GIVEN PROBLEM: Retype the whole listing verbatim and keep the pictures out of it.

DATA SECTION:
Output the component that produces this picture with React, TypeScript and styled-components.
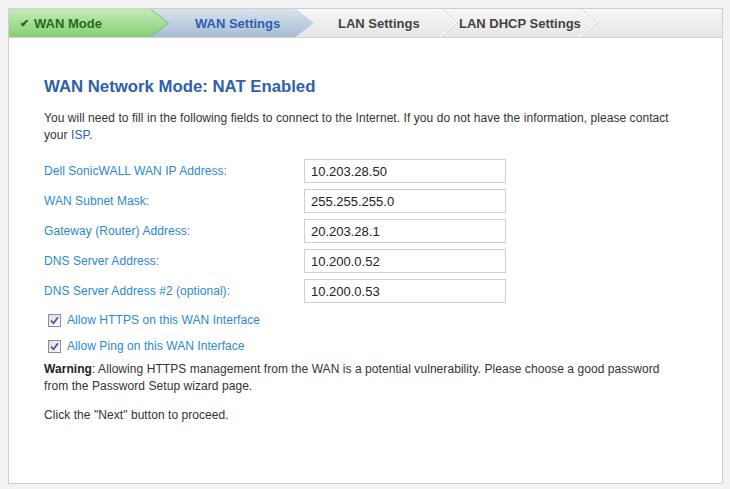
import React from 'react';
import styled, { createGlobalStyle, css } from 'styled-components';

const GlobalStyle = createGlobalStyle`
  html, body {
    margin: 0;
    padding: 0;
    background: #f2f2f2;
  }
  body {
    padding: 8px;
    font-family: "Liberation Sans", Arial, sans-serif;
    font-size: 12px;
    color: #333;
  }
`;

const Panel = styled.div`
  width: 713px;
  height: 474px;
  background: #fff;
  border: 1px solid #cfcfcf;
  display: flex;
  flex-direction: column;
`;

const TabBar = styled.div`
  display: flex;
  height: 28px;
  background: linear-gradient(#f7f7f7, #e6e6e6);
  border-bottom: 1px solid #d2d2d2;
`;

type TabKind = 'done' | 'active' | 'todo';

const tabFill = {
  done: 'linear-gradient(#c3ebb9, #86cf76)',
  active: 'linear-gradient(#d8e3ee, #a7bdd4)',
  todo: 'transparent',
};

const tabEdge = {
  done: '#5dbb4d',
  active: '#c5d4e3',
  todo: '#cfcfcf',
};

const tabText = {
  done: '#1f6e17',
  active: '#2f5fad',
  todo: '#444',
};

const Tab = styled.div<{ $kind: TabKind; $w: number; $pl: number; $z: number }>`
  position: relative;
  z-index: ${(p) => p.$z};
  box-sizing: border-box;
  width: ${(p) => p.$w}px;
  padding-left: ${(p) => p.$pl}px;
  display: flex;
  align-items: center;
  font-size: 13px;
  font-weight: bold;
  color: ${(p) => tabText[p.$kind]};
  background: ${(p) => tabFill[p.$kind]};
  white-space: nowrap;

  &::before,
  &::after {
    content: '';
    position: absolute;
    top: 0;
    height: 100%;
    width: 18px;
  }

  ${(p) =>
    p.$kind === 'todo'
      ? css`
          &::before {
            right: -18px;
            background: ${tabEdge.todo};
            clip-path: polygon(0 0, 2px 0, 100% 50%, 2px 100%, 0 100%, calc(100% - 2px) 50%);
          }
          &::after {
            right: -17px;
            background: #fbfbfb;
            clip-path: polygon(0 0, 2px 0, 100% 50%, 2px 100%, 0 100%, calc(100% - 2px) 50%);
          }
        `
      : css`
          &::before {
            right: -19px;
            background: ${tabEdge[p.$kind]};
            clip-path: polygon(0 0, 100% 50%, 0 100%);
          }
          &::after {
            right: -18px;
            background: ${tabFill[p.$kind]};
            clip-path: polygon(0 0, 100% 50%, 0 100%);
          }
        `}
`;

const Check = styled.span`
  margin-right: 5px;
  font-size: 11px;
`;

const Content = styled.div`
  padding: 39px 35px 0 35px;
  letter-spacing: 0.06px;
`;

const Heading = styled.h2`
  margin: 0;
  font-size: 16.75px;
  line-height: 20px;
  font-weight: bold;
  letter-spacing: 0;
  color: #2f5fad;
`;

const Para = styled.p<{ $top: number; $maxW?: number }>`
  margin: ${(p) => p.$top}px 0 0;
  max-width: ${(p) => (p.$maxW ? `${p.$maxW}px` : 'none')};
  line-height: 17px;
  color: #333;
`;

const Link = styled.span`
  color: #2f5fad;
`;

const Form = styled.div`
  margin-top: 15px;
  display: grid;
  grid-template-columns: 260px 202px;
  row-gap: 6px;
  align-items: center;
`;

const Label = styled.label`
  color: #2a89d2;
  font-size: 12px;
`;

const Field = styled.input`
  box-sizing: border-box;
  width: 202px;
  height: 24px;
  border: 1px solid #cfcfcf;
  padding: 0 6px;
  font-family: "Liberation Sans", Arial, sans-serif;
  font-size: 13px;
  color: #222;
  outline: none;
`;

const CheckRow = styled.label<{ $top: number }>`
  display: flex;
  align-items: center;
  height: 20px;
  margin-top: ${(p) => p.$top}px;
  padding-left: 4px;
  color: #2a89d2;
`;

const Box = styled.span`
  box-sizing: border-box;
  width: 13px;
  height: 13px;
  border: 1px solid #8e8f8f;
  background: linear-gradient(135deg, #dcdcdc, #fbfbfb);
  margin-right: 6px;
  display: flex;
  align-items: center;
  justify-content: center;
`;

const Bold = styled.b`
  color: #222;
`;

const tabs: { label: string; kind: TabKind; w: number; pl: number }[] = [
  { label: 'WAN Mode', kind: 'done', w: 141, pl: 11 },
  { label: 'WAN Settings', kind: 'active', w: 145, pl: 45 },
  { label: 'LAN Settings', kind: 'todo', w: 145, pl: 43 },
  { label: 'LAN DHCP Settings', kind: 'todo', w: 140, pl: 19 },
];

const fields = [
  ['Dell SonicWALL WAN IP Address:', '10.203.28.50'],
  ['WAN Subnet Mask:', '255.255.255.0'],
  ['Gateway (Router) Address:', '20.203.28.1'],
  ['DNS Server Address:', '10.200.0.52'],
  ['DNS Server Address #2 (optional):', '10.200.0.53'],
];

const Tick = () => (
  <svg width="9" height="9" viewBox="0 0 9 9">
    <path d="M1 4.5 L3.5 7.2 L8 1.2" fill="none" stroke="#3a4f9e" strokeWidth="1.6" />
  </svg>
);

const App = () => (
  <>
    <GlobalStyle />
    <Panel>
      <TabBar>
        {tabs.map((t, i) => (
          <Tab key={t.label} $kind={t.kind} $w={t.w} $pl={t.pl} $z={10 - i}>
            {t.kind === 'done' && <Check>✔</Check>}
            {t.label}
          </Tab>
        ))}
      </TabBar>
      <Content>
        <Heading>WAN Network Mode: NAT Enabled</Heading>
        <Para $top={13}>
          You will need to fill in the following fields to connect to the Internet. If you do not have the information, please contact
          your <Link>ISP</Link>.
        </Para>
        <Form>
          {fields.map(([label, value]) => (
            <React.Fragment key={label}>
              <Label>{label}</Label>
              <Field defaultValue={value} />
            </React.Fragment>
          ))}
        </Form>
        <CheckRow $top={7}>
          <Box><Tick /></Box>
          Allow HTTPS on this WAN Interface
        </CheckRow>
        <CheckRow $top={6}>
          <Box><Tick /></Box>
          Allow Ping on this WAN Interface
        </CheckRow>
        <Para $top={5} $maxW={630}>
          <Bold>Warning</Bold>: Allowing HTTPS management from the WAN is a potential vulnerability. Please choose a good password
          from the Password Setup wizard page.
        </Para>
        <Para $top={12}>Click the "Next" button to proceed.</Para>
      </Content>
    </Panel>
  </>
);

export default App;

RESPONSE TO THE EXERCISE:
Output the component that produces this picture with React, TypeScript and styled-components.
import React from 'react';
import styled, { createGlobalStyle, css } from 'styled-components';

const GlobalStyle = createGlobalStyle`
  html, body {
    margin: 0;
    padding: 0;
    background: #f2f2f2;
  }
  body {
    padding: 8px;
    font-family: "Liberation Sans", Arial, sans-serif;
    font-size: 12px;
    color: #333;
  }
`;

const Panel = styled.div`
  width: 713px;
  height: 474px;
  background: #fff;
  border: 1px solid #cfcfcf;
  display: flex;
  flex-direction: column;
`;

const TabBar = styled.div`
  display: flex;
  height: 28px;
  background: linear-gradient(#f7f7f7, #e6e6e6);
  border-bottom: 1px solid #d2d2d2;
`;

type TabKind = 'done' | 'active' | 'todo';

const tabFill = {
  done: 'linear-gradient(#c3ebb9, #86cf76)',
  active: 'linear-gradient(#d8e3ee, #a7bdd4)',
  todo: 'transparent',
};

const tabEdge = {
  done: '#5dbb4d',
  active: '#c5d4e3',
  todo: '#cfcfcf',
};

const tabText = {
  done: '#1f6e17',
  active: '#2f5fad',
  todo: '#444',
};

const Tab = styled.div<{ $kind: TabKind; $w: number; $pl: number; $z: number }>`
  position: relative;
  z-index: ${(p) => p.$z};
  box-sizing: border-box;
  width: ${(p) => p.$w}px;
  padding-left: ${(p) => p.$pl}px;
  display: flex;
  align-items: center;
  font-size: 13px;
  font-weight: bold;
  color: ${(p) => tabText[p.$kind]};
  background: ${(p) => tabFill[p.$kind]};
  white-space: nowrap;

  &::before,
  &::after {
    content: '';
    position: absolute;
    top: 0;
    height: 100%;
    width: 18px;
  }

  ${(p) =>
    p.$kind === 'todo'
      ? css`
          &::before {
            right: -18px;
            background: ${tabEdge.todo};
            clip-path: polygon(0 0, 2px 0, 100% 50%, 2px 100%, 0 100%, calc(100% - 2px) 50%);
          }
          &::after {
            right: -17px;
            background: #fbfbfb;
            clip-path: polygon(0 0, 2px 0, 100% 50%, 2px 100%, 0 100%, calc(100% - 2px) 50%);
          }
        `
      : css`
          &::before {
            right: -19px;
            background: ${tabEdge[p.$kind]};
            clip-path: polygon(0 0, 100% 50%, 0 100%);
          }
          &::after {
            right: -18px;
            background: ${tabFill[p.$kind]};
            clip-path: polygon(0 0, 100% 50%, 0 100%);
          }
        `}
`;

const Check = styled.span`
  margin-right: 5px;
  font-size: 11px;
`;

const Content = styled.div`
  padding: 39px 35px 0 35px;
  letter-spacing: 0.06px;
`;

const Heading = styled.h2`
  margin: 0;
  font-size: 16.75px;
  line-height: 20px;
  font-weight: bold;
  letter-spacing: 0;
  color: #2f5fad;
`;

const Para = styled.p<{ $top: number; $maxW?: number }>`
  margin: ${(p) => p.$top}px 0 0;
  max-width: ${(p) => (p.$maxW ? `${p.$maxW}px` : 'none')};
  line-height: 17px;
  color: #333;
`;

const Link = styled.span`
  color: #2f5fad;
`;

const Form = styled.div`
  margin-top: 15px;
  display: grid;
  grid-template-columns: 260px 202px;
  row-gap: 6px;
  align-items: center;
`;

const Label = styled.label`
  color: #2a89d2;
  font-size: 12px;
`;

const Field = styled.input`
  box-sizing: border-box;
  width: 202px;
  height: 24px;
  border: 1px solid #cfcfcf;
  padding: 0 6px;
  font-family: "Liberation Sans", Arial, sans-serif;
  font-size: 13px;
  color: #222;
  outline: none;
`;

const CheckRow = styled.label<{ $top: number }>`
  display: flex;
  align-items: center;
  height: 20px;
  margin-top: ${(p) => p.$top}px;
  padding-left: 4px;
  color: #2a89d2;
`;

const Box = styled.span`
  box-sizing: border-box;
  width: 13px;
  height: 13px;
  border: 1px solid #8e8f8f;
  background: linear-gradient(135deg, #dcdcdc, #fbfbfb);
  margin-right: 6px;
  display: flex;
  align-items: center;
  justify-content: center;
`;

const Bold = styled.b`
  color: #222;
`;

const tabs: { label: string; kind: TabKind; w: number; pl: number }[] = [
  { label: 'WAN Mode', kind: 'done', w: 141, pl: 11 },
  { label: 'WAN Settings', kind: 'active', w: 145, pl: 45 },
  { label: 'LAN Settings', kind: 'todo', w: 145, pl: 43 },
  { label: 'LAN DHCP Settings', kind: 'todo', w: 140, pl: 19 },
];

const fields = [
  ['Dell SonicWALL WAN IP Address:', '10.203.28.50'],
  ['WAN Subnet Mask:', '255.255.255.0'],
  ['Gateway (Router) Address:', '20.203.28.1'],
  ['DNS Server Address:', '10.200.0.52'],
  ['DNS Server Address #2 (optional):', '10.200.0.53'],
];

const Tick = () => (
  <svg width="9" height="9" viewBox="0 0 9 9">
    <path d="M1 4.5 L3.5 7.2 L8 1.2" fill="none" stroke="#3a4f9e" strokeWidth="1.6" />
  </svg>
);

const App = () => (
  <>
    <GlobalStyle />
    <Panel>
      <TabBar>
        {tabs.map((t, i) => (
          <Tab key={t.label} $kind={t.kind} $w={t.w} $pl={t.pl} $z={10 - i}>
            {t.kind === 'done' && <Check>✔</Check>}
            {t.label}
          </Tab>
        ))}
      </TabBar>
      <Content>
        <Heading>WAN Network Mode: NAT Enabled</Heading>
        <Para $top={13}>
          You will need to fill in the following fields to connect to the Internet. If you do not have the information, please contact
          your <Link>ISP</Link>.
        </Para>
        <Form>
          {fields.map(([label, value]) => (
            <React.Fragment key={label}>
              <Label>{label}</Label>
              <Field defaultValue={value} />
            </React.Fragment>
          ))}
        </Form>
        <CheckRow $top={7}>
          <Box><Tick /></Box>
          Allow HTTPS on this WAN Interface
        </CheckRow>
        <CheckRow $top={6}>
          <Box><Tick /></Box>
          Allow Ping on this WAN Interface
        </CheckRow>
        <Para $top={5} $maxW={630}>
          <Bold>Warning</Bold>: Allowing HTTPS management from the WAN is a potential vulnerability. Please choose a good password
          from the Password Setup wizard page.
        </Para>
        <Para $top={12}>Click the "Next" button to proceed.</Para>
      </Content>
    </Panel>
  </>
);

export default App;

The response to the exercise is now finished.